Dear John (2010)
I znów to samo. Mam wrażenie, że adaptacje powieści Nicholasa Sparksa robione są na jedno kopyto. Niby są ładne, niby wzruszające i niby fajnie zrobione, a jednak przewidywalne, nudne i kompletnie sztampowe. Już nawet nie trzeba oglądać filmu, by wiedzieć co i jak zostanie pokazane. To naprawdę robi się nużące!
Po Hallströmie spodziewałem się, że będzie w stanie wykrzesać z filmu choć odrobinę iskry. Ostatni jego film, jaki widziałem – "The Hoax" – zapowiadał zwyżkę formy reżysera. Niestety tu poszedł po najniższej linii oporu.
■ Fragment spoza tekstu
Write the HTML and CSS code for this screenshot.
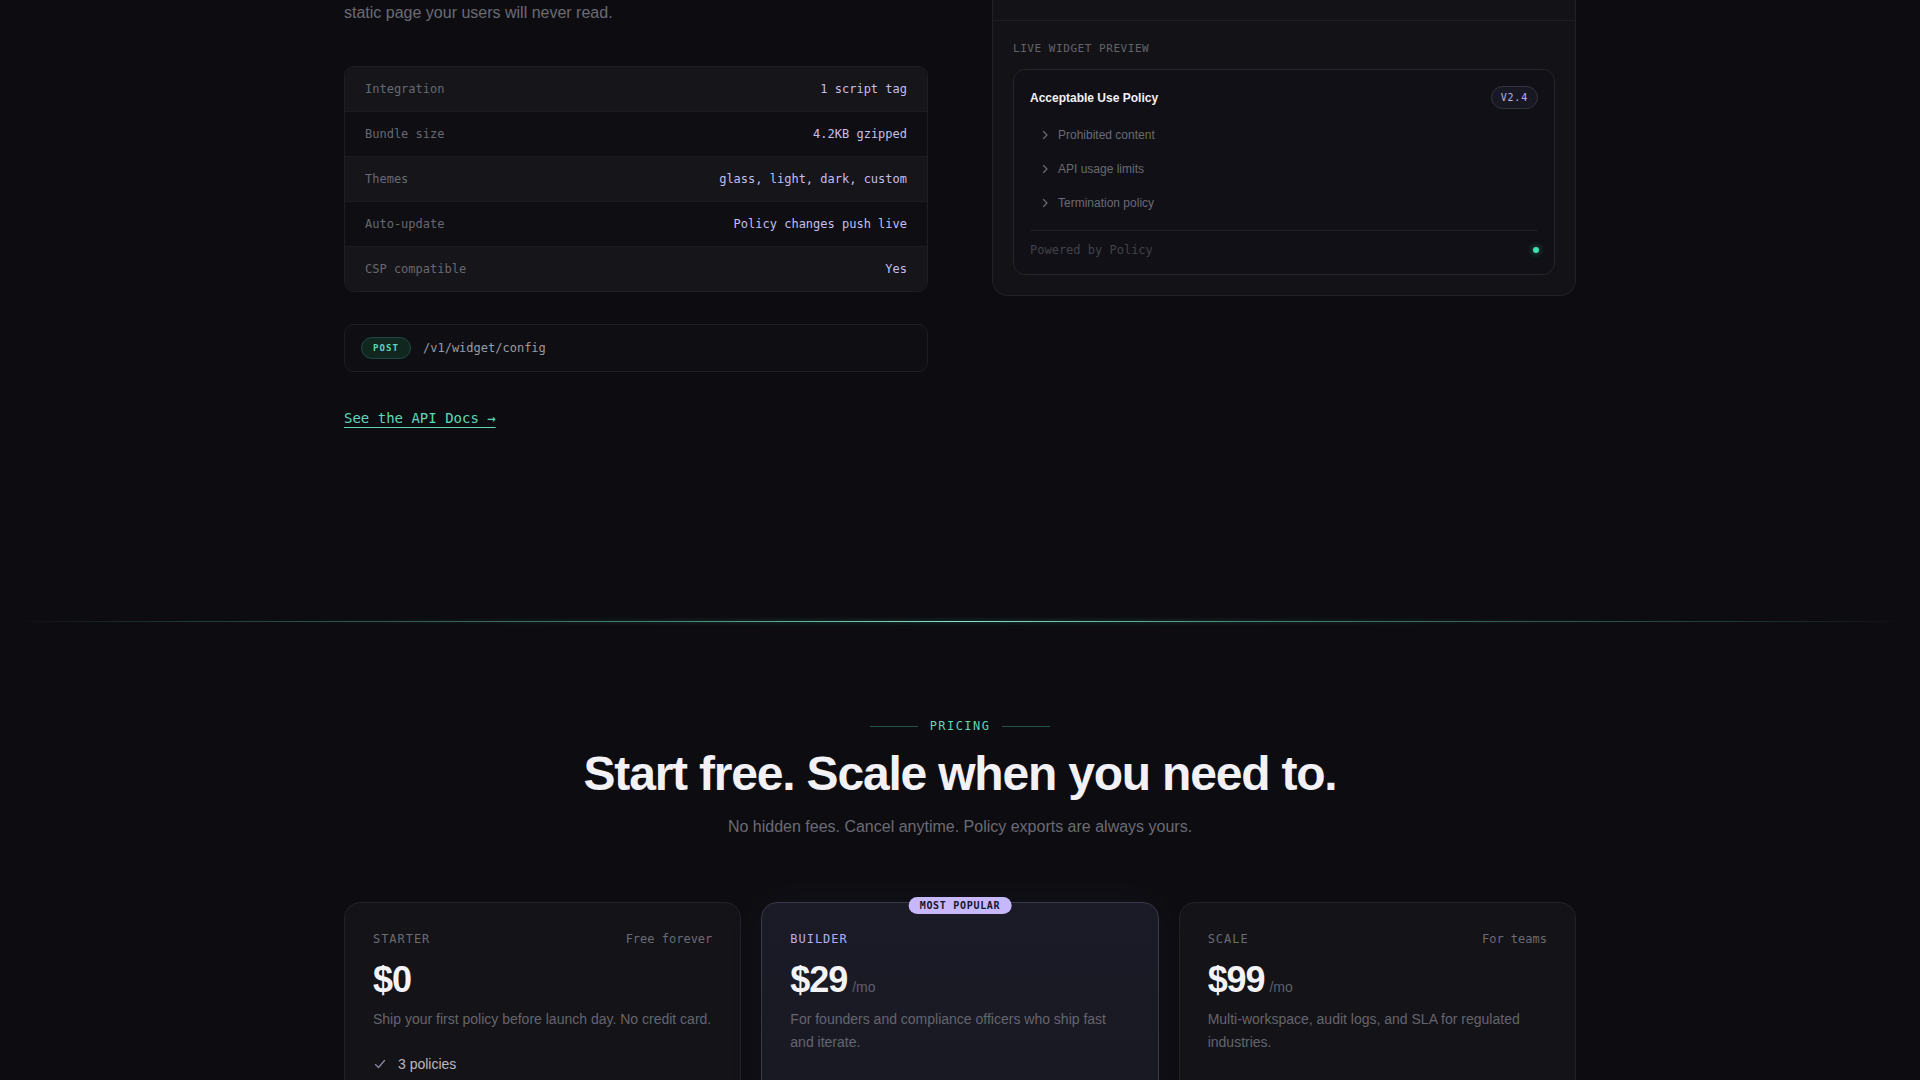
FILE: index.html
```html
<!DOCTYPE html>
<html lang="en">
<head>
<meta charset="utf-8">
<title>Policy — Widget &amp; Pricing</title>
<link rel="stylesheet" href="styles.css">
</head>
<body>
<main class="page">
  <section class="feature">
    <div class="wrap feature-grid">
      <div class="feature-copy">
        <p class="lead">static page your users will never read.</p>
        <div class="spec-table">
          <div class="spec-row"><span class="spec-key">Integration</span><span class="spec-val">1 script tag</span></div>
          <div class="spec-row"><span class="spec-key">Bundle size</span><span class="spec-val">4.2KB gzipped</span></div>
          <div class="spec-row"><span class="spec-key">Themes</span><span class="spec-val">glass, light, dark, custom</span></div>
          <div class="spec-row"><span class="spec-key">Auto-update</span><span class="spec-val">Policy changes push live</span></div>
          <div class="spec-row"><span class="spec-key">CSP compatible</span><span class="spec-val">Yes</span></div>
        </div>
        <div class="endpoint">
          <span class="method">POST</span>
          <span class="path">/v1/widget/config</span>
        </div>
        <a class="docs-link" href="#">See the API Docs →</a>
      </div>

      <div class="preview">
        <div class="preview-bar"></div>
        <div class="preview-body">
          <div class="preview-label">LIVE WIDGET PREVIEW</div>
          <div class="widget">
            <div class="widget-head">
              <span class="widget-title">Acceptable Use Policy</span>
              <span class="version">V2.4</span>
            </div>
            <ul class="widget-list">
              <li><svg class="chev" viewBox="0 0 10 10" width="10" height="10"><path d="M3.5 1.5 L7 5 L3.5 8.5" /></svg>Prohibited content</li>
              <li><svg class="chev" viewBox="0 0 10 10" width="10" height="10"><path d="M3.5 1.5 L7 5 L3.5 8.5" /></svg>API usage limits</li>
              <li><svg class="chev" viewBox="0 0 10 10" width="10" height="10"><path d="M3.5 1.5 L7 5 L3.5 8.5" /></svg>Termination policy</li>
            </ul>
            <div class="widget-foot">
              <span class="powered">Powered by Policy</span>
              <span class="dot"></span>
            </div>
          </div>
        </div>
      </div>
    </div>
  </section>

  <div class="divider"></div>

  <section class="pricing">
    <div class="wrap">
      <div class="eyebrow"><span class="eyebrow-line"></span><span class="eyebrow-text">PRICING</span><span class="eyebrow-line"></span></div>
      <h2 class="pricing-title">Start free. Scale when you need to.</h2>
      <p class="pricing-sub">No hidden fees. Cancel anytime. Policy exports are always yours.</p>

      <div class="plans">
        <article class="plan">
          <div class="plan-top"><span class="plan-name">STARTER</span><span class="plan-note">Free forever</span></div>
          <div class="price">$0</div>
          <p class="plan-desc">Ship your first policy before launch day. No credit card.</p>
          <ul class="features">
            <li><svg class="check" viewBox="0 0 14 14" width="14" height="14"><path d="M2.5 7.5 L5.5 10.5 L11.5 3.5"/></svg>3 policies</li>
            <li><svg class="check" viewBox="0 0 14 14" width="14" height="14"><path d="M2.5 7.5 L5.5 10.5 L11.5 3.5"/></svg>Hosted policy pages</li>
            <li><svg class="check" viewBox="0 0 14 14" width="14" height="14"><path d="M2.5 7.5 L5.5 10.5 L11.5 3.5"/></svg>Embeddable widget</li>
          </ul>
        </article>

        <article class="plan plan-featured">
          <span class="popular">MOST POPULAR</span>
          <div class="plan-top"><span class="plan-name plan-name-accent">BUILDER</span></div>
          <div class="price">$29<span class="per">/mo</span></div>
          <p class="plan-desc">For founders and compliance officers who ship fast and iterate.</p>
          <ul class="features">
            <li><svg class="check" viewBox="0 0 14 14" width="14" height="14"><path d="M2.5 7.5 L5.5 10.5 L11.5 3.5"/></svg>Unlimited policies</li>
            <li><svg class="check" viewBox="0 0 14 14" width="14" height="14"><path d="M2.5 7.5 L5.5 10.5 L11.5 3.5"/></svg>Custom themes</li>
          </ul>
        </article>

        <article class="plan">
          <div class="plan-top"><span class="plan-name">SCALE</span><span class="plan-note">For teams</span></div>
          <div class="price">$99<span class="per">/mo</span></div>
          <p class="plan-desc">Multi-workspace, audit logs, and SLA for regulated industries.</p>
          <ul class="features">
            <li><svg class="check" viewBox="0 0 14 14" width="14" height="14"><path d="M2.5 7.5 L5.5 10.5 L11.5 3.5"/></svg>Everything in Builder</li>
            <li><svg class="check" viewBox="0 0 14 14" width="14" height="14"><path d="M2.5 7.5 L5.5 10.5 L11.5 3.5"/></svg>Audit logs</li>
          </ul>
        </article>
      </div>
    </div>
  </section>
</main>
</body>
</html>
```

FILE: styles.css
```css
:root {
  --bg: #0d0d11;
  --sans: "Liberation Sans", Arial, sans-serif;
  --mono: "DejaVu Sans Mono", "Liberation Mono", monospace;
  --muted: #6b6b75;
  --line: #1e1e25;
  --teal: #5fd6b8;
  --lav: #c3bff0;
}

* { box-sizing: border-box; }

html, body {
  margin: 0;
  padding: 0;
  background: var(--bg);
  color: #e8e8ee;
  font-family: var(--sans);
}

.wrap {
  width: 1232px;
  margin: 0 auto;
}

/* ---------- feature ---------- */
.feature-grid {
  display: grid;
  grid-template-columns: 584px 584px;
  column-gap: 64px;
  align-items: start;
}

.feature-copy {
  display: flex;
  flex-direction: column;
  align-items: stretch;
}

.lead {
  margin: 0;
  font-size: 16px;
  line-height: 26px;
  color: var(--muted);
}

.spec-table {
  margin-top: 40px;
  border: 1px solid var(--line);
  border-radius: 10px;
  overflow: hidden;
}

.spec-row {
  height: 45px;
  padding: 0 20px;
  display: flex;
  align-items: center;
  justify-content: space-between;
  font-family: var(--mono);
  font-size: 12px;
  background: #0f0f13;
  border-top: 1px solid #1b1b21;
}
.spec-row:first-child { border-top: 0; height: 44px; }
.spec-row:nth-child(odd) { background: #15151a; }

.spec-key { color: #686871; }
.spec-val { color: var(--lav); }

.endpoint {
  margin-top: 32px;
  height: 48px;
  padding: 0 16px;
  display: flex;
  align-items: center;
  gap: 12px;
  border: 1px solid var(--line);
  border-radius: 10px;
  background: #0f0f13;
}

.method {
  display: inline-block;
  padding: 0 11px;
  height: 22px;
  line-height: 20px;
  border-radius: 999px;
  border: 1px solid #1f4a42;
  background: #10261f;
  color: var(--teal);
  font-family: var(--mono);
  font-size: 9px;
  font-weight: 700;
  letter-spacing: 0.12em;
}

.path {
  font-family: var(--mono);
  font-size: 12px;
  color: #9b9ba4;
}

.docs-link {
  align-self: flex-start;
  margin-top: 36px;
  font-family: var(--mono);
  font-size: 14px;
  line-height: 20px;
  color: var(--teal);
  text-decoration: underline;
  text-decoration-thickness: 1px;
  text-underline-offset: 4px;
}

/* preview card */
.preview {
  background: #121217;
  border: 1px solid #212128;
  border-top: 0;
  border-radius: 0 0 16px 16px;
}

.preview-bar {
  height: 21px;
  border-bottom: 1px solid #1f1f26;
}

.preview-body {
  padding: 20px 20px 20px;
}

.preview-label {
  font-family: var(--mono);
  font-size: 11px;
  line-height: 16px;
  letter-spacing: 0.05em;
  color: #63636c;
}

.widget {
  margin-top: 12px;
  padding: 16px;
  background: #101016;
  border: 1px solid #24242c;
  border-radius: 12px;
}

.widget-head {
  height: 23px;
  display: flex;
  align-items: center;
  justify-content: space-between;
}

.widget-title {
  font-size: 12px;
  font-weight: 700;
  color: #f1f1f6;
}

.version {
  height: 23px;
  line-height: 21px;
  padding: 0 9px;
  border-radius: 999px;
  border: 1px solid #34343f;
  background: #181822;
  font-family: var(--mono);
  font-size: 10px;
  letter-spacing: 0.08em;
  color: #b9b2ee;
}

.widget-list {
  list-style: none;
  margin: 9px 0 0;
  padding: 0;
}

.widget-list li {
  height: 34px;
  display: flex;
  align-items: center;
  gap: 8px;
  padding-left: 10px;
  font-size: 12px;
  color: #6a6a74;
}

.chev path {
  fill: none;
  stroke: #6a6a74;
  stroke-width: 1.2;
  stroke-linecap: round;
  stroke-linejoin: round;
}

.widget-foot {
  margin-top: 10px;
  padding-top: 11px;
  border-top: 1px solid #1f1f26;
  height: 28px;
  display: flex;
  align-items: center;
  justify-content: space-between;
}

.powered {
  font-family: var(--mono);
  font-size: 12px;
  line-height: 16px;
  color: #42424b;
}

.dot {
  width: 6px;
  height: 6px;
  margin-right: -1px;
  border-radius: 50%;
  background: #3fe0b2;
  box-shadow: 0 0 6px rgba(63, 224, 178, 0.6);
}

/* ---------- divider ---------- */
.divider {
  position: relative;
  margin: 193px 16px 0;
  height: 1px;
  background: linear-gradient(90deg,
    rgba(94, 234, 212, 0) 0%,
    rgba(94, 200, 180, 0.25) 10%,
    rgba(110, 220, 195, 0.55) 35%,
    #8ee9d2 50%,
    rgba(110, 220, 195, 0.55) 65%,
    rgba(94, 200, 180, 0.25) 90%,
    rgba(94, 234, 212, 0) 100%);
}
.divider::after {
  content: "";
  position: absolute;
  left: 10%;
  right: 10%;
  top: -4px;
  height: 9px;
  background: radial-gradient(ellipse at center, rgba(70, 200, 170, 0.12), rgba(70, 200, 170, 0) 70%);
}

/* ---------- pricing ---------- */
.pricing {
  padding-top: 96px;
  text-align: center;
}

.eyebrow {
  display: flex;
  justify-content: center;
  align-items: center;
  gap: 12px;
  height: 16px;
}

.eyebrow-line {
  width: 48px;
  height: 1px;
  background: #23534a;
}

.eyebrow-text {
  font-family: var(--mono);
  font-size: 12px;
  line-height: 16px;
  letter-spacing: 0.12em;
  color: var(--teal);
}

.pricing-title {
  margin: 12px 0 0;
  font-size: 48px;
  line-height: 56px;
  font-weight: 700;
  letter-spacing: -0.025em;
  color: #f1f1f6;
}

.pricing-sub {
  margin: 12px 0 0;
  font-size: 16px;
  line-height: 26px;
  color: #6b6b75;
}

.plans {
  margin-top: 62px;
  display: grid;
  grid-template-columns: repeat(3, 1fr);
  gap: 20px;
  text-align: left;
}

.plan {
  position: relative;
  padding: 29px 28px 32px;
  background: #131318;
  border: 1px solid #222229;
  border-radius: 16px;
}

.plan-featured {
  background: linear-gradient(180deg, #1b1b27 0%, #181822 100%);
  border-color: #3a3948;
  box-shadow: 0 0 40px rgba(140, 120, 255, 0.05);
}

.popular {
  position: absolute;
  top: -6px;
  left: 50%;
  transform: translateX(-50%);
  height: 17px;
  line-height: 17px;
  padding: 0 11px;
  border-radius: 999px;
  background: #c6b8fb;
  color: #17142a;
  font-family: var(--mono);
  font-size: 10px;
  font-weight: 700;
  letter-spacing: 0.07em;
  white-space: nowrap;
}

.plan-top {
  display: flex;
  justify-content: space-between;
  align-items: center;
  height: 14px;
  font-family: var(--mono);
  font-size: 12px;
  line-height: 14px;
}

.plan-name {
  letter-spacing: 0.08em;
  color: #6b6b74;
}
.plan-name-accent { color: #b7acf5; }

.plan-note { color: #6b6b74; }

.price {
  margin-top: 14px;
  height: 40px;
  font-size: 36px;
  line-height: 40px;
  font-weight: 700;
  letter-spacing: -0.03em;
  color: #f4f4f8;
}

.per {
  margin-left: 5px;
  font-size: 14px;
  line-height: 1;
  font-weight: 400;
  letter-spacing: 0;
  color: #5f5f69;
}

.plan-desc {
  margin: 8px 0 0;
  font-size: 14px;
  line-height: 23px;
  color: #65656e;
}

.features {
  list-style: none;
  margin: 21px 0 0;
  padding: 0;
  display: flex;
  flex-direction: column;
  gap: 10px;
}

.features li {
  display: flex;
  align-items: center;
  gap: 11px;
  font-size: 14px;
  line-height: 24px;
  color: #b9b9c1;
}

.check path {
  fill: none;
  stroke: #8f8aa8;
  stroke-width: 1.2;
  stroke-linecap: round;
  stroke-linejoin: round;
}
```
Całość została tak zrealizowana, by nie powstało na nie ani jedno znamię oryginalności, które mogłoby pomóc w identyfikacji reżysera. Połowa filmu to tak naprawdę wideoklipy do smętnych (choć na swój "niezależny" sposób przyjemnych) kawałków muzycznych. Jedynym prawdziwym dokonaniem Hallströma jest tak naprawdę uczynienie z Tatuma aktora znośnego i wiarygodnego.
(D.J. Cotrona)
Film oceniam na korzyść głównie za sprawą Richarda Jenkinsa. Dzięki niemu dostałem bardzo wzruszający wątek opowieści o ojcu i synu, którzy niby się kochają, ale nie potrafią sobie miłości przekazać. Szkoda, że we wszystko musiał się wtrynić wątek romantyczny.